For all his academic success, Allen treated people without pretension, Carol said. In addition, she said, he encouraged women to pursue and excel in the male-dominated sciences at a time when women were often discouraged to do so.
Carol Deakyne, an associate professor of chemistry at the University of Missouri-Columbia who studied under Allen, recalled that he treated her as a colleague even in her early years as a student. Deakyne earned her Ph.D. in chemistry from Princeton in 1977. Before joining Allen's group, Deakyne had studied biochemistry, a topic that Allen was beginning to explore. He would often call upon her knowledge of the subject, she said.

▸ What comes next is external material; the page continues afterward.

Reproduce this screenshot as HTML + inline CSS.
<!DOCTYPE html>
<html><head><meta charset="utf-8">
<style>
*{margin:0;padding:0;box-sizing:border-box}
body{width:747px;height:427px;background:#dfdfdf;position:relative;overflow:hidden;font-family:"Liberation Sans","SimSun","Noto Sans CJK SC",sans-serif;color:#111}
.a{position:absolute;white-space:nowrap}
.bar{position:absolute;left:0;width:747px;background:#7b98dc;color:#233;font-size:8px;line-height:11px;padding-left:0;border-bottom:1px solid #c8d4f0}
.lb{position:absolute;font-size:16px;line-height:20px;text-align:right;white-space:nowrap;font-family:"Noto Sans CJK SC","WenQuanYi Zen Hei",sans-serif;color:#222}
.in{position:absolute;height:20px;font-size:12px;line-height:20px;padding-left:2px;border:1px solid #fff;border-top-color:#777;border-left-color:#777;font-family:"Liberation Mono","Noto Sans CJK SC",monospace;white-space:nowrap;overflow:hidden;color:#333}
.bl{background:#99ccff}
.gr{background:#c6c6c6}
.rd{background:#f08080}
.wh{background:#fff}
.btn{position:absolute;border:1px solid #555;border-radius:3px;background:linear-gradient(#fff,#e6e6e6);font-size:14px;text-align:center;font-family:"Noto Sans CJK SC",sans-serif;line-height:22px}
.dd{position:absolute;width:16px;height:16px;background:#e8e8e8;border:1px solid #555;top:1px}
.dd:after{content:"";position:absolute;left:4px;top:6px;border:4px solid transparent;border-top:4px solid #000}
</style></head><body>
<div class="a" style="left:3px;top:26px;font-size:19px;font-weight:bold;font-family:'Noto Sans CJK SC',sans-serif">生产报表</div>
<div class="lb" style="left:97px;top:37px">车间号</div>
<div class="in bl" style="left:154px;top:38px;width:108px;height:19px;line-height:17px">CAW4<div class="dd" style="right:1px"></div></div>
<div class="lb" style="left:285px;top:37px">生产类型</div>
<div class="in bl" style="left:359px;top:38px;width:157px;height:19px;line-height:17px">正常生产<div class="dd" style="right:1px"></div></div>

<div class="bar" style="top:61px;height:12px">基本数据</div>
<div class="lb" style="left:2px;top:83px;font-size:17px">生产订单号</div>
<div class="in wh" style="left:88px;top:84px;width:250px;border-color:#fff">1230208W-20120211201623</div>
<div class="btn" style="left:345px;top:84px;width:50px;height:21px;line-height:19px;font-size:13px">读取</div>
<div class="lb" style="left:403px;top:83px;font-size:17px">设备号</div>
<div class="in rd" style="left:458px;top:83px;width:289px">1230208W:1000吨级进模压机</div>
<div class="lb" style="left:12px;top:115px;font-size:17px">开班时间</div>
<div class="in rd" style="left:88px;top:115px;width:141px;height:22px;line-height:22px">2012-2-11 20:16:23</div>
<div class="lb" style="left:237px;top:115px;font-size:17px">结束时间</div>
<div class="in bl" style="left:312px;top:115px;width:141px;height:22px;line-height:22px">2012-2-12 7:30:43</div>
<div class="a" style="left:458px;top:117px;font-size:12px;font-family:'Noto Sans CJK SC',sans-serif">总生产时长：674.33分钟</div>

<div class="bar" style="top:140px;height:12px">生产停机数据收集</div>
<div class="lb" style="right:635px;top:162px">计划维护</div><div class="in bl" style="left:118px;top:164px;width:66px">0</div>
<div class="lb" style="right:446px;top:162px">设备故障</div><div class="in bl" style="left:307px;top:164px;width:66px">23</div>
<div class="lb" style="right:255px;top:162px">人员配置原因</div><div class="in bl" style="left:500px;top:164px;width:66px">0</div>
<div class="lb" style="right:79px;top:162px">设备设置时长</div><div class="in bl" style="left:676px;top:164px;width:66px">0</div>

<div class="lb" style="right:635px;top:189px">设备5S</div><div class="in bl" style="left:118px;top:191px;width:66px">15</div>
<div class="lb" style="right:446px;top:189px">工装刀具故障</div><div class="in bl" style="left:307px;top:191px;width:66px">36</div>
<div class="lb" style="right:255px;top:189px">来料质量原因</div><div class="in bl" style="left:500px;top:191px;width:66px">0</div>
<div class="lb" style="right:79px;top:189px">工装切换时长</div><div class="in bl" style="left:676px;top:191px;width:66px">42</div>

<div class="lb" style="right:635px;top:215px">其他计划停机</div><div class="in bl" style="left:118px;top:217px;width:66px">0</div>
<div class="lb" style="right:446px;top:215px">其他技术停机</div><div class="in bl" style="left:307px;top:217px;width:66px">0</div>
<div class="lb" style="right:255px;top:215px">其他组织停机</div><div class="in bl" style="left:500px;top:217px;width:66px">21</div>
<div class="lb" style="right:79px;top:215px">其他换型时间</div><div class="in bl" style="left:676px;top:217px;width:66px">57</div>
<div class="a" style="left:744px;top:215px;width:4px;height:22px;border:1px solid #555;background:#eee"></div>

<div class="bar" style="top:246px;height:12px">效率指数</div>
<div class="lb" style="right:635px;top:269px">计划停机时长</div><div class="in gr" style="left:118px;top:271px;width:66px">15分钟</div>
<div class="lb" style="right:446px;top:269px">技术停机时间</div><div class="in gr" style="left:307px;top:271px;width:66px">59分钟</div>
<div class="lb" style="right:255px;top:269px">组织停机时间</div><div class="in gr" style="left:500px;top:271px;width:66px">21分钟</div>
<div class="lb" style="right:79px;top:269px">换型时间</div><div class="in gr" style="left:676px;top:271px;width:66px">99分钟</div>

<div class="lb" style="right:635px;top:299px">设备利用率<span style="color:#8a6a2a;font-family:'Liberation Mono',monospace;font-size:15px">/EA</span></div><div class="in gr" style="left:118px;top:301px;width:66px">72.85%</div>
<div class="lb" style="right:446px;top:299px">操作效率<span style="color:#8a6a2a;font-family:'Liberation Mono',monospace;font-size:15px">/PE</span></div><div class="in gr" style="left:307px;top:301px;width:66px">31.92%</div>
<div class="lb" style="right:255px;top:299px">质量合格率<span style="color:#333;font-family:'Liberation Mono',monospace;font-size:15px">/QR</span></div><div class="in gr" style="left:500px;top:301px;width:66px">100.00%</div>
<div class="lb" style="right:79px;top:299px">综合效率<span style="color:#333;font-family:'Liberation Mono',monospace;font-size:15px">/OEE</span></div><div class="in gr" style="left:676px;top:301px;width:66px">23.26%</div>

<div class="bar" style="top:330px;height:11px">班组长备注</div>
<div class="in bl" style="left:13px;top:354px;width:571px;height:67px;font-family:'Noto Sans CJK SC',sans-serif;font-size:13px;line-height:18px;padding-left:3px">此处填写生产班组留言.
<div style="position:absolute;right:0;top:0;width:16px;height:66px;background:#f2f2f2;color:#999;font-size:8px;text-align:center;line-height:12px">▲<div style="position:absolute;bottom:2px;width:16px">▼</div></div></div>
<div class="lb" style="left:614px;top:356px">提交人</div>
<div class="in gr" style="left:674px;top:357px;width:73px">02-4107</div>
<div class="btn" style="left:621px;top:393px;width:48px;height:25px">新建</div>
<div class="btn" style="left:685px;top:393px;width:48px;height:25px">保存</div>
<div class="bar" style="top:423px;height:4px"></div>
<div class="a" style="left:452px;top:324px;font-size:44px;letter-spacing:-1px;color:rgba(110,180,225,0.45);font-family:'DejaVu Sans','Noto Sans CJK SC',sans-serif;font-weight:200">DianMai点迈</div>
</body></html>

"I always felt that Lee treated me as an equal, even as a grad student, let alone a woman," Deakyne said. "When I first started working with him, even when I didn't know all I needed to know, I was still treated respectfully.
"He was always eager to learn and whatever source he had to learn from he used it, even if it was a student," Deakyne said. "I remember having long, three-hour discussions with him, and they were so intense I would leave with a headache. We both learned a lot and would go back and forth trying to find out what the best answer to a particular problem was. My opinion was worth as much as his as far as he was concerned."
In addition to his wife, Allen is survived by his three children Abigail, Emily and Ethan, and his granddaughter, Hillary.
A memorial service for Allen will be held Saturday, Sept. 22, at the Unitarian Universalist Congregation of Princeton.
In lieu of flowers, memorial contributions may be sent to the Coalition for Peace Action, 40 Witherspoon St., Princeton, NJ 08542, or the Children's Science Collection of the Princeton Public Library, 65 Witherspoon St., Princeton, NJ 08542.